Teknolojik ve Yenilikçi Çözümler
Plastik kirliliğine karşı umut vadeden çözümler de gündemde.
- Biyobozunur Malzemeler: Mısır nişastası, deniz yosunu ve bambu gibi hammaddelerden üretilen alternatifler, plastik kullanımını ciddi oranda azaltabilir.
- Kimyasal Geri Dönüşüm: Klasik mekanik geri dönüşümden farklı olarak plastiği moleküler düzeyde ayrıştırıp yeniden hammaddeye dönüştüren teknolojiler, özellikle karışık atıkların işlenmesinde etkili.
- Deniz Temizlik Projeleri: Ocean Cleanup gibi girişimler, okyanuslarda biriken plastikleri toplamak için yenilikçi ağ ve bariyer sistemleri geliştiriyor.
- Yapay Zekâ Destekli Atık Yönetimi: AI tabanlı sistemler, atık ayırma süreçlerini otomatikleştirerek geri dönüşüm verimliliğini artırıyor.

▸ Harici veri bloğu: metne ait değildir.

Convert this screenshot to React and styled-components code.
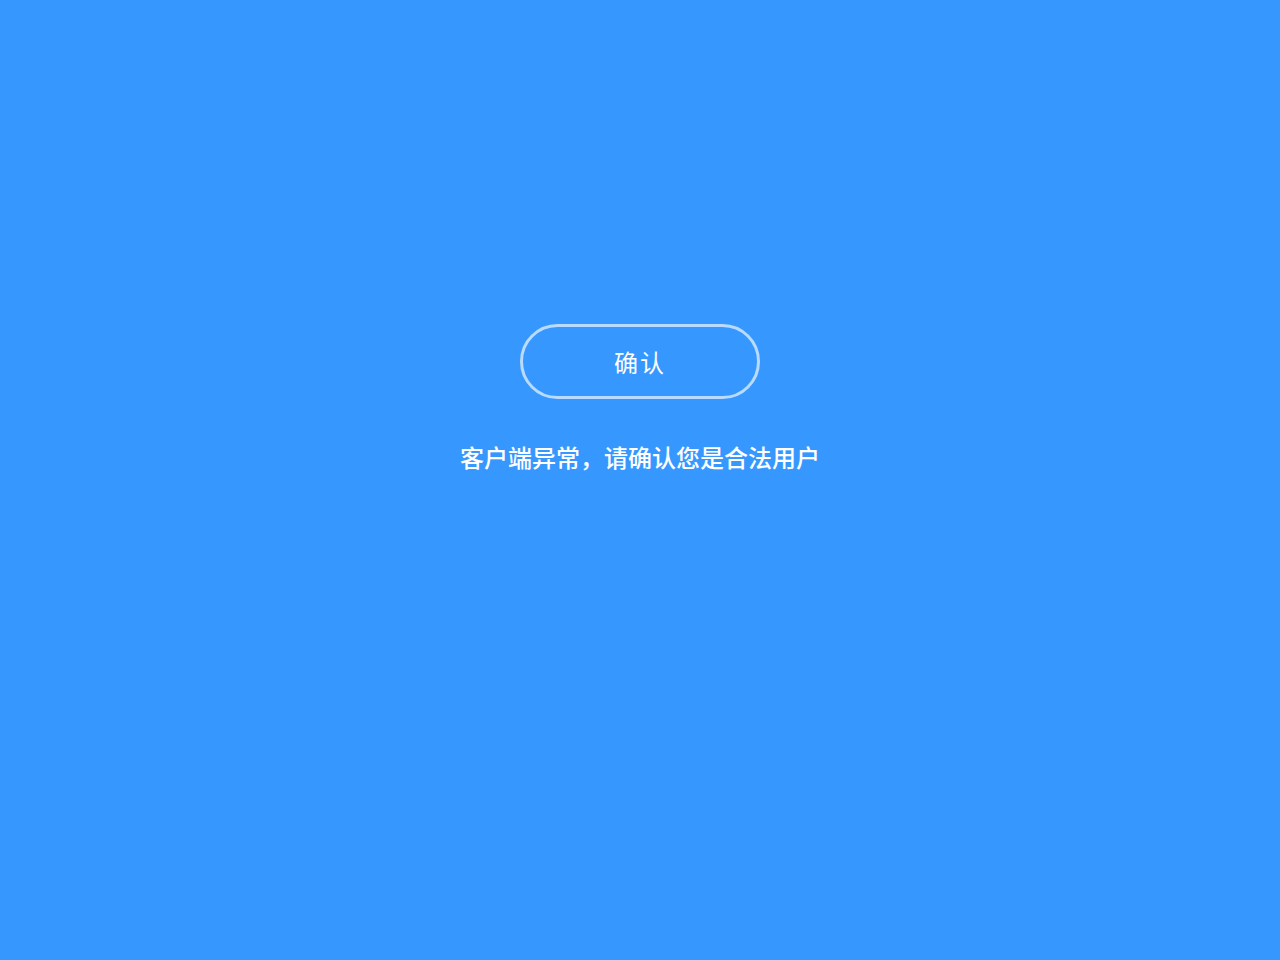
import React from "react";
import styled, { createGlobalStyle } from "styled-components";

const Global = createGlobalStyle`
  html, body { margin: 0; padding: 0; background: #3698ff; }
  body { font-family: "Noto Sans CJK SC", "Liberation Sans", sans-serif; }
`;

const Page = styled.div`
  min-height: 960px;
  background: #3698ff;
  display: flex;
  flex-direction: column;
  align-items: center;
  padding-top: 324px;
  box-sizing: border-box;
`;

const ConfirmButton = styled.button`
  width: 240px;
  height: 75px;
  box-sizing: border-box;
  border: 3px solid rgba(255, 255, 255, 0.65);
  border-radius: 38px;
  background: transparent;
  color: #fff;
  font-family: "Noto Sans CJK SC", sans-serif;
  font-size: 24px;
  letter-spacing: 2px;
  cursor: pointer;
  display: flex;
  align-items: center;
  justify-content: center;
  padding: 0;
`;

const Message = styled.p`
  margin: 40px 0 0;
  color: #fff;
  font-size: 24px;
  line-height: 36px;
  font-weight: 500;
`;

export default function App() {
  return (
    <>
      <Global />
      <Page>
        <ConfirmButton>确认</ConfirmButton>
        <Message>客户端异常，请确认您是合法用户</Message>
      </Page>
    </>
  );
}
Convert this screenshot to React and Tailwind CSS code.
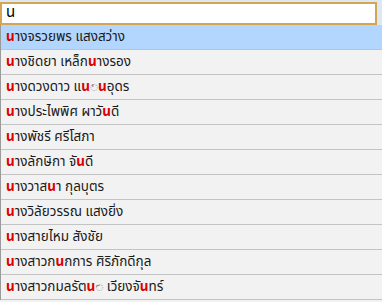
import React from 'react'

// 'o' marks a tone mark split off from its consonant; drawn on a dotted circle
const names = [
  [['น', 'hit'], ['างจรวยพร แสงสว่าง']],
  [['น', 'hit'], ['างชิดยา เหล็ก'], ['น', 'hit'], ['างรอง']],
  [['น', 'hit'], ['างดวงดาว แ'], ['น', 'hit'], ['\u0E48', 'o'], ['น', 'hit'], ['อุดร']],
  [['น', 'hit'], ['างประไพพิศ ผาวั'], ['น', 'hit'], ['ดี']],
  [['น', 'hit'], ['างพัชรี ศรีโสภา']],
  [['น', 'hit'], ['างลักษิกา จั'], ['น', 'hit'], ['ดี']],
  [['น', 'hit'], ['างวาส'], ['น', 'hit'], ['า กุลบุตร']],
  [['น', 'hit'], ['างวิลัยวรรณ แสงยิ่ง']],
  [['น', 'hit'], ['างสายไหม สังชัย']],
  [['น', 'hit'], ['างสาวก'], ['น', 'hit'], ['กการ ศิริภักดีกุล']],
  [['น', 'hit'], ['างสาวกมลรัต'], ['น', 'hit'], ['\u0E4C', 'o'], ['\u00A0เวียงจั'], ['น', 'hit'], ['ทร์']],
]

function App() {
  return (
    <div
      className="w-[382px] h-[302px] overflow-hidden bg-[#f2f2f2] text-[#1a1a1a]"
      style={{ fontFamily: 'Tahoma, "Noto Sans Thai", "Noto Sans", "DejaVu Sans", sans-serif' }}
    >
      <div className="flex h-[25px] bg-[#dce9f5] pt-[2px]">
        <div className="w-[377px] h-[23px] bg-white border-2 border-[#d4a651] flex items-center px-[4px] text-[15px] text-black">
          น
        </div>
      </div>
      <ul className="border-l border-[#9a9a9a]">
        {names.map((parts, i) => (
          <li
            key={i}
            className={
              'h-[25px] flex items-center pl-[5px] border-b border-[#c3c3c3] text-[13.5px] whitespace-pre ' +
              (i === 0 ? 'bg-[#b3d6fe]' : 'bg-[#f2f2f2]')
            }
          >
            {parts.map(([t, kind], j) => {
              if (kind === 'hit') {
                return <span key={j} className="text-[#e00000] font-bold">{t}</span>
              }
              if (kind === 'o') {
                return (
                  <span key={j} className="relative inline-flex items-center w-[8px] justify-center">
                    <span className="text-[9px] text-[#8a8a8a] leading-none" style={{ fontFamily: '"DejaVu Sans", sans-serif' }}>◌</span>
                    <span className="absolute left-[1px] top-[-1px] text-[#8a8a8a]">{'\u00A0' + t}</span>
                  </span>
                )
              }
              return <span key={j}>{t}</span>
            })}
          </li>
        ))}
      </ul>
    </div>
  )
}

export default App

Bireysel Olarak Ne Yapabiliriz?
Plastik kirliliği sadece devletlerin veya şirketlerin çözmesi gereken bir sorun değil. Bireysel tercihlerimizle de önemli farklar yaratabiliriz:
- Tek kullanımlık plastik ürünlerden (pipet, çatal-bıçak, şişe) mümkün olduğunca kaçınmak.
- Bez çanta, cam şişe, metal pipet gibi yeniden kullanılabilir ürünleri tercih etmek.
- Geri dönüşüm kutularını doğru kullanmak ve çevremizi bilinçlendirmek.
- Plastik kirliliğine dikkat çeken kampanya ve projelere destek olmak.
Sonuç: Küresel Mücadelede Umut Var mı?
Plastik kirliliği, iklim krizi gibi karmaşık ve çok boyutlu bir sorun. Tek bir çözümü yok; devlet politikaları, özel sektörün inovasyonları ve bireysel davranış değişiklikleri bir arada yürütülmeli. Uluslararası Plastikten Arındırma Zirvesi, en azından küresel ölçekte sorunun ciddiyetinin kabul edildiğini gösterdi. Ancak alınan kararların uygulanması, çıkar gruplarının direncine rağmen mümkün olacak mı, işte asıl soru bu.
Gezegenin geleceği, plastik krizini nasıl yöneteceğimize bağlı. Eğer şimdi harekete geçersek, hem doğayı hem de kendi sağlığımızı koruyabiliriz. Aksi halde, gelecek nesillerin bize miras olarak “plastik bir dünya” bırakmamız kaçınılmaz olacak.